About fifteen years ago, I made what turned out to be a costly error in judgement. Harpercollins made me a generous offer on my second novel, which I hadn’t written yet. But I was still flush with newly published writer egomania, to that point where I wasn’t quite satisfied with their offer. For one thing, I was hoping the second book would come out in hardcover, for reasons that I can’t even explain now. But it was important to me at the time. After meeting both my editor and my agent for lunch to talk about the offer, my editor told me that he thought he could probably come through with the hardcover deal if we waited until I finished the book. But that meant I would have to turn down their current offer. So I did. And I’ve been paying for it ever since.
There were two things I didn’t know at the time. One was that you can never count on an editor, especially a young, recently hired editor, to stay at a major publisher. The second was that once you are in with a major publisher, you should never cut ties with them unless you have a very good reason. Mine was flimsy at best, based on my own ego and greed. And the predictable happened. Right about the time I finished the novel, my editor announced that he was sorry, but he was leaving Harpercollins. The editor that he referred me to was not interested.
The other thing I didn’t realize at the time was just how much your sales can be boosted by being associated with a major publisher. Although it has been a scramble since then to get my books out there, I have been more fortunate than many, but the results have been a fraction of what they were with that first novel, with its national distribution and press. I was reviewed in the Times, and made the San Francisco Chronicle’s bestseller list.
But perhaps the most painful cost of this error has been the shift in respect that came about because I was no longer affiliated with a major publisher. Apparently there is a club, and I had no idea how lucky I was to be part of that club. Oh, I was thrilled to be published, and very proud that Harpercollins had chosen me. I knew the odds. But I did not realize that if you step away from the club, your chances of ever being accepted again are infinitesimal. Because the assumption is always that you must have failed them somehow or you’d still be there. And of course, these decisions are also based on the numbers, and when your next few books are published by small presses, the numbers don’t work. So you’re stuck. Your numbers will never be what they were, and it’s not based on talent or quality, or how nice you are, or how easy you are to work with. It’s all about the numbers.
I recently contacted my first agent, the one who negotiated the deal for my first novel, and asked him whether he would consider working with me again on the new book I’m writing, which I am hoping will get me back in the door. My last book has made something of a mark, at least in terms of a small press book (it has still sold a fraction of what my first book did), so I thought that momentum might work in my favor. But he wouldn’t even look at the book. He looked at the sales from the last few books and said straight out, “No one will buy this.”
I know this is a luxury problem. I know there are thousands of writers out there who would give anything to be in my position. I’ve been fortunate. So I’m not complaining. But I wanted to tell this story for another reason. Most people assume, and I certainly did before I got involved in this business, that once you have a few books published, you are probably raking in the dough, and that getting the next one published is a given. I recently got the biggest royalty check I’ve ever had since my first novel, and it was for a grand total of $3000. For six months. Anyone who can live on $500/month, raise your hand. That’s what I thought.

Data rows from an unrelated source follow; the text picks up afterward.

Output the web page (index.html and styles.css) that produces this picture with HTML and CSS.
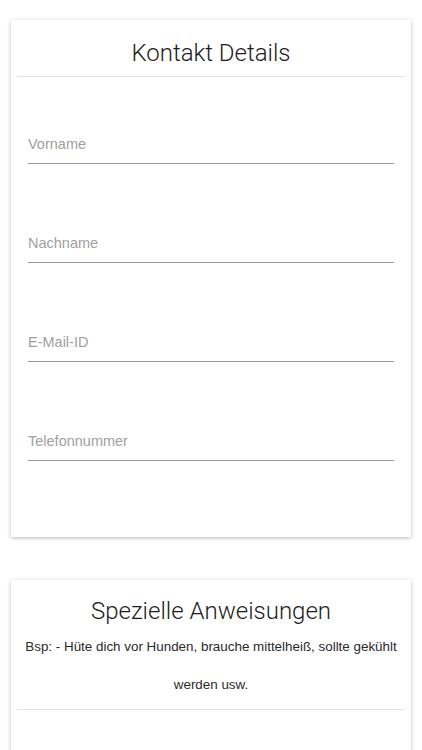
FILE: index.html
```html
<!DOCTYPE html>
<html lang="de">
<head>
<meta charset="utf-8">
<title>Kontakt Details</title>
<link rel="stylesheet" href="styles.css">
</head>
<body>
<div class="page">
  <section class="card card-contact">
    <h1 class="card-title">Kontakt Details</h1>
    <hr class="divider">
    <div class="fields">
      <div class="field"><span class="field-label">Vorname</span></div>
      <div class="field"><span class="field-label">Nachname</span></div>
      <div class="field"><span class="field-label">E-Mail-ID</span></div>
      <div class="field"><span class="field-label">Telefonnummer</span></div>
    </div>
  </section>
  <section class="card card-notes">
    <h1 class="card-title">Spezielle Anweisungen</h1>
    <p class="note">Bsp: - Hüte dich vor Hunden, brauche mittelheiß, sollte gekühlt werden usw.</p>
    <hr class="divider">
  </section>
</div>
</body>
</html>
```

FILE: styles.css
```css
html, body {
  margin: 0;
  padding: 0;
  background: #ffffff;
}
body {
  font-family: Roboto, "Liberation Sans", sans-serif;
  color: #222;
}
.page {
  display: flex;
  flex-direction: column;
  gap: 43px;
  padding: 20px 11px 0;
}
.card {
  width: 400px;
  background: #fff;
  box-shadow: 0 1px 4px rgba(0, 0, 0, 0.28);
  display: flex;
  flex-direction: column;
}
.card-title {
  margin: 0;
  font-weight: 300;
  font-size: 24px;
  line-height: 30px;
  text-align: center;
  color: #1c1c1c;
}
.divider {
  border: 0;
  height: 1px;
  background: #e2e2e2;
  margin: 0 6px;
}
.card-contact {
  padding-top: 18px;
  padding-bottom: 76px;
}
.card-contact .card-title {
  margin-bottom: 8px;
}
.fields {
  display: flex;
  flex-direction: column;
  gap: 69px;
  padding: 57px 17px 0;
}
.field {
  border-bottom: 1px solid #9a9a9a;
  padding-bottom: 9px;
}
.field-label {
  display: block;
  font-family: "Liberation Sans", Arial, sans-serif;
  font-size: 14.5px;
  line-height: 20px;
  color: #a0a0a0;
}
.card-notes {
  padding-top: 16px;
  height: 200px;
  box-sizing: border-box;
}
.note {
  margin: 2px 10px 5px;
  font-family: "Liberation Sans", Arial, sans-serif;
  font-size: 13.4px;
  line-height: 38px;
  text-align: center;
  color: #2a2a2a;
}
```
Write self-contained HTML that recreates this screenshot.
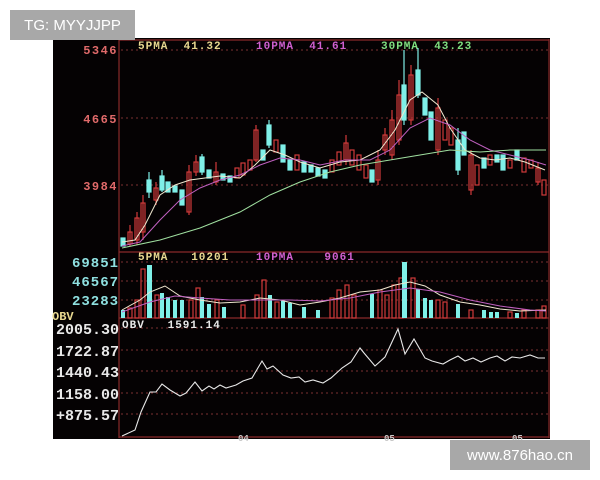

So if you ever wonder why some of us are constantly trying to promote our books, it’s not because we’re trying to add more millions to those we already have. It’s because we’re trying to survive. It’s because we’re hoping against all odds that we might just be able to sell enough of the most recent book to attract some interest for the next one. It’s an uphill battle every step, and I know very few writers who aren’t in the same boat.
I have one more item on my agenda here, and it’s to apologize to anyone that I treated with that smug arrogance of being published by a major publisher. Because now I know what it’s like to be on the receiving end of that snobbery. The people in the club seldom realize they’re being snotty, I think. But there’s a natural assumption, and I remember it well, that you are in the club for a reason. And that others are not in the club for the very same reason. So now that I know this not to be true, I would like to apologize to the Richard Wheelers of the world, to the Matt Paveliches, the Adrian Jaworts, the Aaron Parretts, and the Tami Haalands. These are people whose writing I greatly admire, and they are people who carry themselves with much more dignity than many of the people in the club. Of course there are exceptions there, too. I have many good friends who have managed to be in the club without letting it go to their heads, people like David Abrams, Kim Barnes, Larry Watson, Jamie Ford. I treasure these friendships.
So please be kind to your writer friends. Please don’t expect them to give you copies of their books, because those copies cost them money. Please don’t hold it against them if they talk about their books more than you would like. They really can’t help themselves. Because it’s pretty much all we think about.